Can I build a permanent fire pit on my private property?
Yes — the dimensions should be no larger than 3 feet inside diameter. It should be made of rock, brick or similar non-combustible materials.
What am I allowed to burn in my recreational fire?
You can burn only dry firewood or use charcoal. Wood must be contained inside the fire container.
Are there times I can't have a recreational fire?
Recreational fires are not allowed during extreme dry weather or when windy conditions exist. You may still have a recreational fire even if it is a no burn day for backyard burning.
Can I have a large bonfire on my private property?
No — your fire needs to stay small enough that it can be controlled. It may not be larger than 3 feet in diameter and 2 feet in height from the deepest area. If you require a larger bonfire for a special one-time event, please contact the Fire District office for a permit and to schedule an inspection of the site. Large bonfires must be placed at least 50 feet from any structure.
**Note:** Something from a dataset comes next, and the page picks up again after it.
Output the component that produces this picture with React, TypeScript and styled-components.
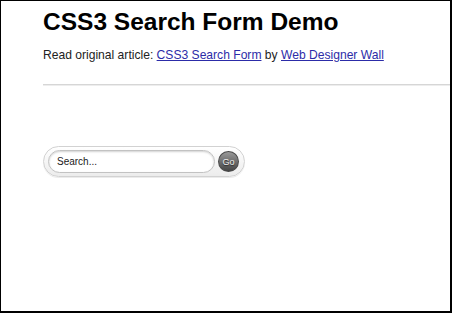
import React from "react";
import styled, { createGlobalStyle } from "styled-components";

const Global = createGlobalStyle`
  html, body { margin: 0; padding: 0; background: #fff; }
  body { font-family: "Liberation Sans", Arial, sans-serif; }
`;

const Frame = styled.div`
  box-sizing: border-box;
  width: 452px;
  height: 313px;
  border-style: solid;
  border-color: #000;
  border-width: 1px 2px 2px 1px;
  overflow: hidden;
  padding: 7px 0 0 42px;
`;

const Title = styled.h1`
  margin: 0;
  font-size: 24.5px;
  line-height: 28px;
  font-weight: bold;
  color: #000;
`;

const Intro = styled.p`
  margin: 11px 0 0;
  font-size: 12.1px;
  line-height: 16px;
  color: #222;
`;

const Link = styled.a`
  color: #2c2ca8;
  text-decoration: underline;
`;

const Rule = styled.hr`
  margin: 21px 0 0;
  border: 0;
  height: 2px;
  background: linear-gradient(#d6d6d6 50%, #ededed 50%);
`;

const Form = styled.form`
  margin-top: 60px;
  display: inline-flex;
  align-items: center;
  gap: 3px;
  box-sizing: border-box;
  width: 202px;
  height: 31px;
  padding: 0 5px 0 4px;
  border: 1px solid #d2d2d2;
  border-radius: 16px;
  background: linear-gradient(#ffffff, #ececec);
  box-shadow: 0 1px 0 rgba(0, 0, 0, 0.08);
`;

const Field = styled.input`
  box-sizing: border-box;
  width: 169px;
  height: 23px;
  padding: 0 0 0 8px;
  border: 1px solid #c2c2c2;
  border-radius: 12px;
  background: #fff;
  box-shadow: inset 0 1px 2px rgba(0, 0, 0, 0.18);
  font: 10px "Liberation Sans", Arial, sans-serif;
  color: #1a1a1a;
  outline: none;
  &::placeholder { color: #1a1a1a; }
`;

const Go = styled.button`
  box-sizing: border-box;
  width: 21px;
  height: 21px;
  padding: 0;
  border-radius: 50%;
  border: 1px solid #494949;
  background: linear-gradient(#9a9a9a, #454545);
  color: #eee;
  font: 9px "Liberation Sans", Arial, sans-serif;
  text-shadow: 0 1px 1px rgba(0, 0, 0, 0.6);
  cursor: pointer;
`;

export default function App() {
  return (
    <>
      <Global />
      <Frame>
        <Title>CSS3 Search Form Demo</Title>
        <Intro>
          Read original article: <Link href="#">CSS3 Search Form</Link> by{" "}
          <Link href="#">Web Designer Wall</Link>
        </Intro>
        <Rule />
        <Form onSubmit={(e) => e.preventDefault()}>
          <Field type="text" defaultValue="Search..." />
          <Go type="submit">Go</Go>
        </Form>
      </Frame>
    </>
  );
}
Can I have an open campfire on my private property?
Campfires are a form of Recreational Fire outside the urban area (City Limits). Campfires are subject to a permit from ODF if within ODF protected lands. The guidelines for campfires include the provisions that they are at least 25 feet away from any structure or other combustibles. You need to make sure the area around the fire is cleared of anything that could catch fire (dry grass, dry brush). Any conditions that could cause a fire to spread to a structure or field must be removed prior to ignition. The campfire has to be in a designated or self-made fire pit in a landscaped area — not in the woods.
Can I use an outdoor fireplace, fire pit or chimenea on my residential property?
Yes — it should be located at least 15 to 25 feet from a structure and needs to set on a non-combustible surface (dirt, sand, bricks, cement, etc.).
Can I use a chimenea or fire bowl on my wood deck?
The fire district does not recommend doing so. Always follow the manufacturer fire safety instructions included with your unit.